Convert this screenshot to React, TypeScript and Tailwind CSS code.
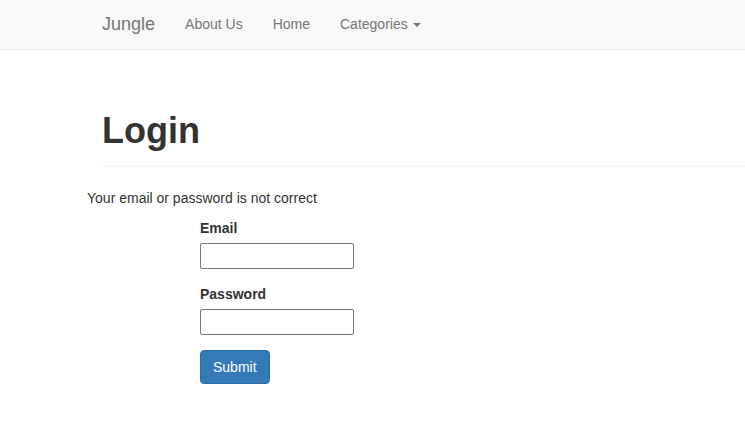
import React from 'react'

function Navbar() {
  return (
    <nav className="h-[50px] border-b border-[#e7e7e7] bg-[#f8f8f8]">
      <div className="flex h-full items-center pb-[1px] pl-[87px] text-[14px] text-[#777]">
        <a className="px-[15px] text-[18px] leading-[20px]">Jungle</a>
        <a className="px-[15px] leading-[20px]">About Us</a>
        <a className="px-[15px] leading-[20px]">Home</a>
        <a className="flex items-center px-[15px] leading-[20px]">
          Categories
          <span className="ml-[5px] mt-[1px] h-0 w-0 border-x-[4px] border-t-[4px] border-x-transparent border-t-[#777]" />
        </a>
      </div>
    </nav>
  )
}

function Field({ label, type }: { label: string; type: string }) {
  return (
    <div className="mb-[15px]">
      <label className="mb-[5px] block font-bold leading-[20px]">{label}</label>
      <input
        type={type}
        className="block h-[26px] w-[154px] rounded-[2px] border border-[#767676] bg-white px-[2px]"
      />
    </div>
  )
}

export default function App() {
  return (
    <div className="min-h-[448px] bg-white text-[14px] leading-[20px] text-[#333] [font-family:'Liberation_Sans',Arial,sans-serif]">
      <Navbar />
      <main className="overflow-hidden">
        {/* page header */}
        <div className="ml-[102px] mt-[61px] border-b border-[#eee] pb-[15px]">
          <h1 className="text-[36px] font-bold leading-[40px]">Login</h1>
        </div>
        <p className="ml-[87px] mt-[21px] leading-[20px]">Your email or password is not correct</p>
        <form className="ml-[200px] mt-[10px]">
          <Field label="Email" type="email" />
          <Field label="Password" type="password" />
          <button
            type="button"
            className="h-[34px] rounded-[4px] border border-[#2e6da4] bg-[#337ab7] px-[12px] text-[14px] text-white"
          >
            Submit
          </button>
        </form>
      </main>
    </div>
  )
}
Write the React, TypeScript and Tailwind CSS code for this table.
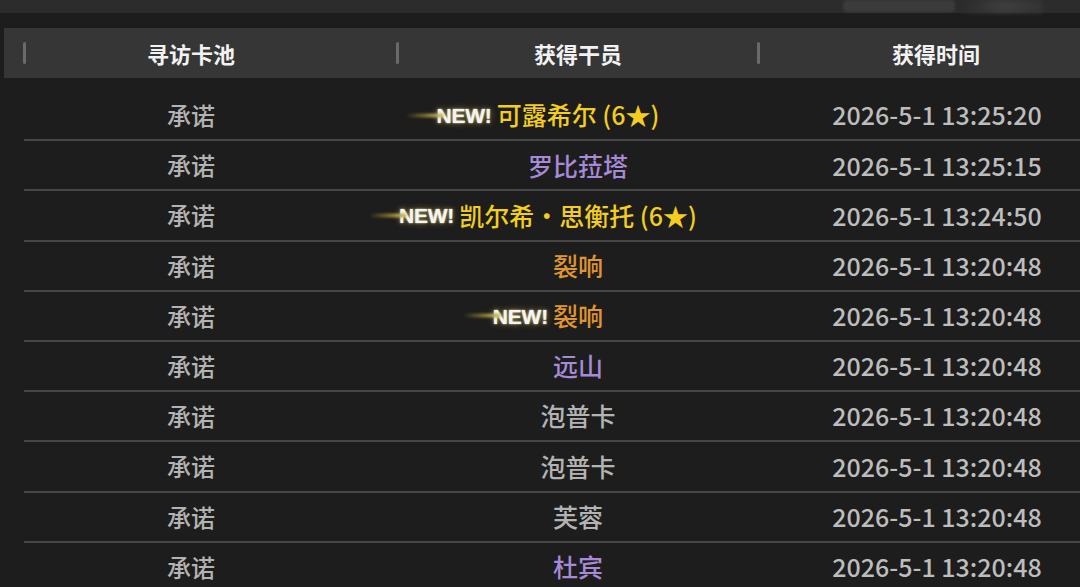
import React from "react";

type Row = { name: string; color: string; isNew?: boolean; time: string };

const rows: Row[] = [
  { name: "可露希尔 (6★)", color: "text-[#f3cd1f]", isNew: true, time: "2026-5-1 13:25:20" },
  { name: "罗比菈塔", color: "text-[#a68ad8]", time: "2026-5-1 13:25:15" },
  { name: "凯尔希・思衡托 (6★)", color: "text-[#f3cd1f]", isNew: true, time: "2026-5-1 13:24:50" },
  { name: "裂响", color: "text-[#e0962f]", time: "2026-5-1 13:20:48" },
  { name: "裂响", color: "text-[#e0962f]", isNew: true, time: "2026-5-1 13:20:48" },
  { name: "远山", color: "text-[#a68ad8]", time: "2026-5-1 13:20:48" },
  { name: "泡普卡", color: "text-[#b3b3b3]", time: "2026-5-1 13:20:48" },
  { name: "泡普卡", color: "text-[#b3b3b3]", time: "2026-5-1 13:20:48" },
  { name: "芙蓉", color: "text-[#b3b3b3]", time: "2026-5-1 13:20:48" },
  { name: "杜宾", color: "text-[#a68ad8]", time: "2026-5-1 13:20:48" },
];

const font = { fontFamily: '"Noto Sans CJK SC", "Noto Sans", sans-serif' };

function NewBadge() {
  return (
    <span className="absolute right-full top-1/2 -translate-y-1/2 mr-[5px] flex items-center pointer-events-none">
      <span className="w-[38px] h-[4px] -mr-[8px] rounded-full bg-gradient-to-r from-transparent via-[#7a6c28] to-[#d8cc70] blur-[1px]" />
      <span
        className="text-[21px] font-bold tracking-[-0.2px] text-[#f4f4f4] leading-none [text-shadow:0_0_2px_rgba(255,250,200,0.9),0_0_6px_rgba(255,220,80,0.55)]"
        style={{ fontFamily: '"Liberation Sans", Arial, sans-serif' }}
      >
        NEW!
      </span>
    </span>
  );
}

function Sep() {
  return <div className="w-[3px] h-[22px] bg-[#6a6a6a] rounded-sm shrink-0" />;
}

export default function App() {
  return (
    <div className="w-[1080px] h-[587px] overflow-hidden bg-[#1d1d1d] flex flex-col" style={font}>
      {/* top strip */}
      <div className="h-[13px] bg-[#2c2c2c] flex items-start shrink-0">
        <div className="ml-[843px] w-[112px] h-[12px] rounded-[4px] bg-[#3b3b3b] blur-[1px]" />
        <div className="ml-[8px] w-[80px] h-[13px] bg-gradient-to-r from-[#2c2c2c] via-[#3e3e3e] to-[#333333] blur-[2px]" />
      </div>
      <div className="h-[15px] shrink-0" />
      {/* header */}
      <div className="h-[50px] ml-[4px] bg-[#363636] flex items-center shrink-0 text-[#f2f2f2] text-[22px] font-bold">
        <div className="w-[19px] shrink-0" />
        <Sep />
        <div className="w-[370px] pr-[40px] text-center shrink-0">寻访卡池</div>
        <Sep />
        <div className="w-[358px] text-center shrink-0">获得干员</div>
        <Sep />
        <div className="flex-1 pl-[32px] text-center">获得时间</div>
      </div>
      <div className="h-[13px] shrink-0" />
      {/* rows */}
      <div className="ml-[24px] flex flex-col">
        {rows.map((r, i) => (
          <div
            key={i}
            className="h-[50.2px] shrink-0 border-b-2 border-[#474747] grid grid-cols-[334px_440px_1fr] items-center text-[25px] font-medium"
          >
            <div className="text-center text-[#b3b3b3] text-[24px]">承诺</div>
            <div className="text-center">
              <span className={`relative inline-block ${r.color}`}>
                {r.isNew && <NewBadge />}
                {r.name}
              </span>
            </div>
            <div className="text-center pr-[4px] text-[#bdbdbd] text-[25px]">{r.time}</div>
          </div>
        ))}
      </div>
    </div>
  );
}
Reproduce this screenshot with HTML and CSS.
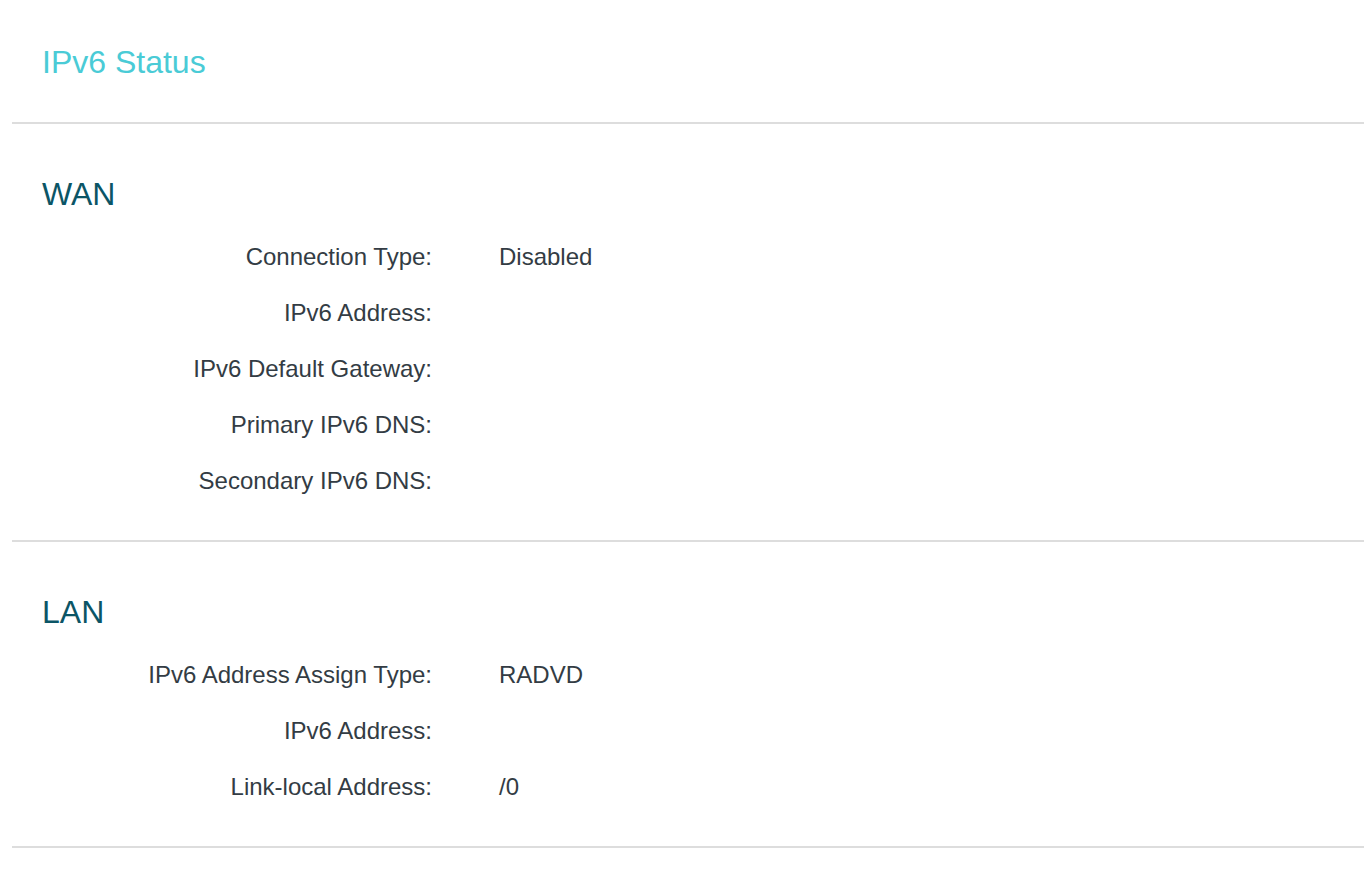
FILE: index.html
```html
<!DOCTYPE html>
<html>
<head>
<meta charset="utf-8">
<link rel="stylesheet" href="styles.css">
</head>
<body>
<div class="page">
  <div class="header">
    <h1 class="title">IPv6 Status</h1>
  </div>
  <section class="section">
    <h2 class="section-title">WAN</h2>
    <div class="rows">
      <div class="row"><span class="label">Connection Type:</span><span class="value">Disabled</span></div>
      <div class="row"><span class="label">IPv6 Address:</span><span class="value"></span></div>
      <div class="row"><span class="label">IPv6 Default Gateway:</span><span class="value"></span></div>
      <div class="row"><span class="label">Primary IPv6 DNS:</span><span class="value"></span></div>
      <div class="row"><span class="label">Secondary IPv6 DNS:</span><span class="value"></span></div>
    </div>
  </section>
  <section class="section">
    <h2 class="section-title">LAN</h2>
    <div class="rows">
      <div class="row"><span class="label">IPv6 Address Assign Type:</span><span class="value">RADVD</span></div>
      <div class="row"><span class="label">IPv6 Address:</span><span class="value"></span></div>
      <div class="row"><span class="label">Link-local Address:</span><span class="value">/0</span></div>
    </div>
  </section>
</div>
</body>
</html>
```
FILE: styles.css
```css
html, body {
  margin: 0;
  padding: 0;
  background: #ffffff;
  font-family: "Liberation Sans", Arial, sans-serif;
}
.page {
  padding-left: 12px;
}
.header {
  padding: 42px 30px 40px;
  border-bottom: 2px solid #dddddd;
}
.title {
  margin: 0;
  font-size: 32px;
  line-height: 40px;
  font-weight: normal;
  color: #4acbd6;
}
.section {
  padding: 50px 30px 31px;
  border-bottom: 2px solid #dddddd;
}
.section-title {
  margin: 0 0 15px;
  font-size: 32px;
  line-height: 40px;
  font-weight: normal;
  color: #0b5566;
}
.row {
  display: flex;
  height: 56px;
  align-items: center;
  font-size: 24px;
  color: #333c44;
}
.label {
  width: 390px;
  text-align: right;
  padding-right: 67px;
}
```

◇ ◇ ◇ ◇

• **SET PROBLEM**:
Filter the entries above down to the lines containing the word "this".

• **EXERCISE RESPONSE**:
Convert this screenshot to React, TypeScript and Tailwind CSS code.
Write the React, TypeScript and Tailwind CSS code for this table.
Reproduce this screenshot with HTML and CSS.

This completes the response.